Beim Thema Einsamkeit ist das oft genauso. Du bist einsam? Dann geh in einen Verein, besuch deine Familie und werde endlich etwas sympathischer! Die Realität derer, die betroffen sind, sieht oft anders aus. Und das Gefühl allein zu sein oder die Bedingungen dafür sind nicht immer gleich.
Es scheint ein softes Thema zu sein und eines, was von vielen lieber verdrängt wird. Über so etwas spricht man besser nicht, denn die Betroffenen sind problematisch, außer natürlich die, die ich selbst kenne! Das Thema ist irrelevant, wir sollten uns besser um die Wirtschaft kümmern! Das ist unserer Meinung nach zu kurz gedacht. Einsamkeit hat Konsequenzen. Man könnte sogar sagen, sie vermehrt sich. Wer einsam ist, erleidet hohe emotionale Belastungen. Diese machen krank und lenken ab. Auch der Wirtschaft tut das nicht gut! Unserer Gesellschaft und unserer Demokratie tut das nicht gut.
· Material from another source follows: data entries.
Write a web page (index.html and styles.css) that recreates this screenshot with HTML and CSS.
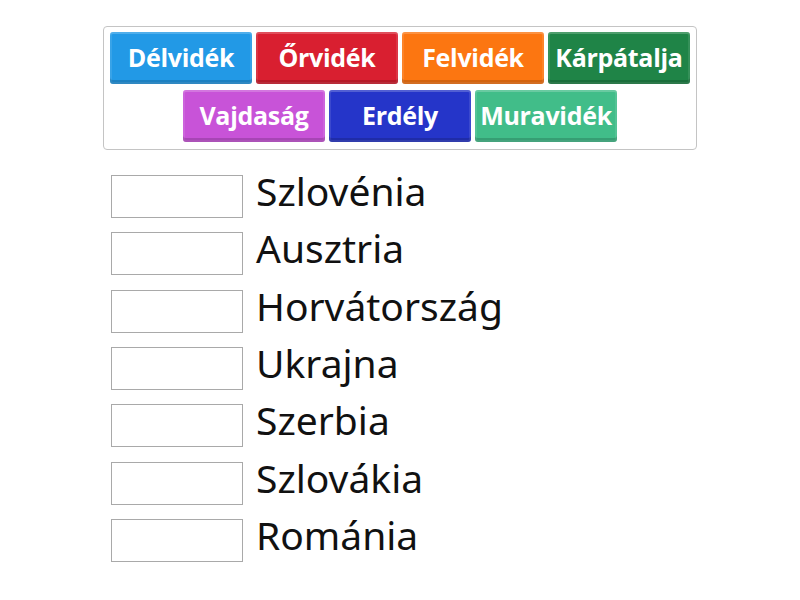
FILE: index.html
```html
<!DOCTYPE html>
<html lang="hu">
<head>
<meta charset="utf-8">
<link rel="stylesheet" href="styles.css">
</head>
<body>
<div class="page">
  <div class="bank">
    <div class="tile t-blue">Délvidék</div>
    <div class="tile t-red">Őrvidék</div>
    <div class="tile t-orange">Felvidék</div>
    <div class="tile t-green">Kárpátalja</div>
    <div class="tile t-violet">Vajdaság</div>
    <div class="tile t-navy">Erdély</div>
    <div class="tile t-mint">Muravidék</div>
  </div>
  <div class="list">
    <div class="row"><div class="slot"></div><div class="label">Szlovénia</div></div>
    <div class="row"><div class="slot"></div><div class="label">Ausztria</div></div>
    <div class="row"><div class="slot"></div><div class="label">Horvátország</div></div>
    <div class="row"><div class="slot"></div><div class="label">Ukrajna</div></div>
    <div class="row"><div class="slot"></div><div class="label">Szerbia</div></div>
    <div class="row"><div class="slot"></div><div class="label">Szlovákia</div></div>
    <div class="row"><div class="slot"></div><div class="label">Románia</div></div>
  </div>
</div>
</body>
</html>
```

FILE: styles.css
```css
html, body {
  margin: 0;
  padding: 0;
  background: #ffffff;
  font-family: "Open Sans", "Liberation Sans", sans-serif;
}
.page {
  width: 800px;
  height: 600px;
  padding-top: 26px;
  box-sizing: border-box;
}
.bank {
  width: 594px;
  height: 124px;
  margin: 0 0 0 103px;
  box-sizing: border-box;
  border: 1px solid #c4c4c4;
  border-radius: 4px;
  padding: 5px 6px 0 6px;
  display: flex;
  flex-wrap: wrap;
  justify-content: center;
  align-content: flex-start;
  gap: 6px 4px;
}
.tile {
  width: 142px;
  height: 52px;
  box-sizing: border-box;
  border-radius: 3px;
  color: #fff;
  font-weight: 700;
  font-size: 25px;
  display: flex;
  align-items: center;
  justify-content: center;
  padding-bottom: 3px;
  box-shadow: inset 0 -4px 0 rgba(0,0,0,0.16), inset 0 0 0 2px rgba(255,255,255,0.1), inset 0 2px 0 rgba(255,255,255,0.12);
  letter-spacing: -0.3px;
}
.t-blue { background: #2299e6; }
.t-red { background: #d91f30; }
.t-orange { background: #fc7611; }
.t-green { background: #1f8447; }
.t-violet { background: #c853d8; }
.t-navy { background: #2535c9; }
.t-mint { background: #41bd89; }
.list {
  margin: 25px 0 0 111px;
  display: flex;
  flex-direction: column;
}
.row {
  height: 57.33px;
  display: flex;
  align-items: flex-start;
}
.slot {
  width: 132px;
  height: 43px;
  box-sizing: border-box;
  border: 1px solid #a9a9a9;
  background: #fff;
}
.label {
  margin-left: 13px;
  font-family: "Noto Sans", "Open Sans", sans-serif;
  font-size: 39px;
  line-height: 40px;
  color: #111;
  margin-top: -4px;
}
```
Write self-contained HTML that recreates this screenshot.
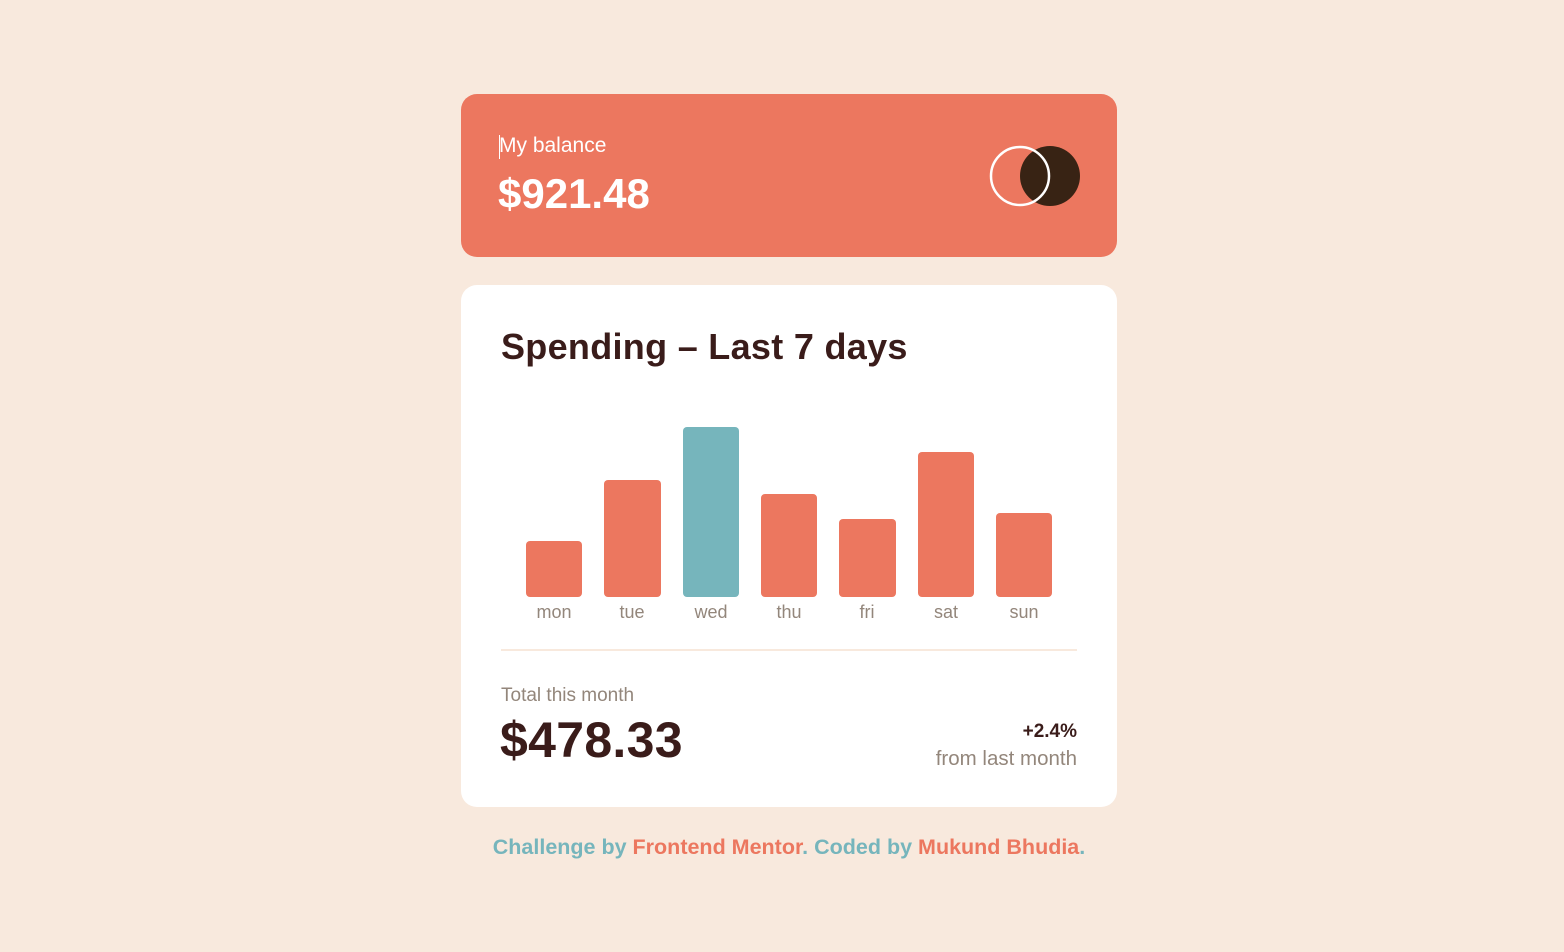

Denn wer einsam ist, fühlt sich allein gelassen, ist frustriert und eventuell auch eifersüchtig auf die, denen es sozial besser geht. Das Gefühl, allein gelassen zu werden, führt zu noch mehr sozialem Rückzug. Umso mehr Menschen allein sind, umso mehr Menschen fehlen, um Freunde, Verwandte oder gute Bekannte zu sein. Einsamkeit hat auch etwas mit den harten Fakten und Themen zu tun!
Die Frage wirkt zunächst trivial, doch sie spielt eine Rolle, wenn die Politik sich ihr widmet.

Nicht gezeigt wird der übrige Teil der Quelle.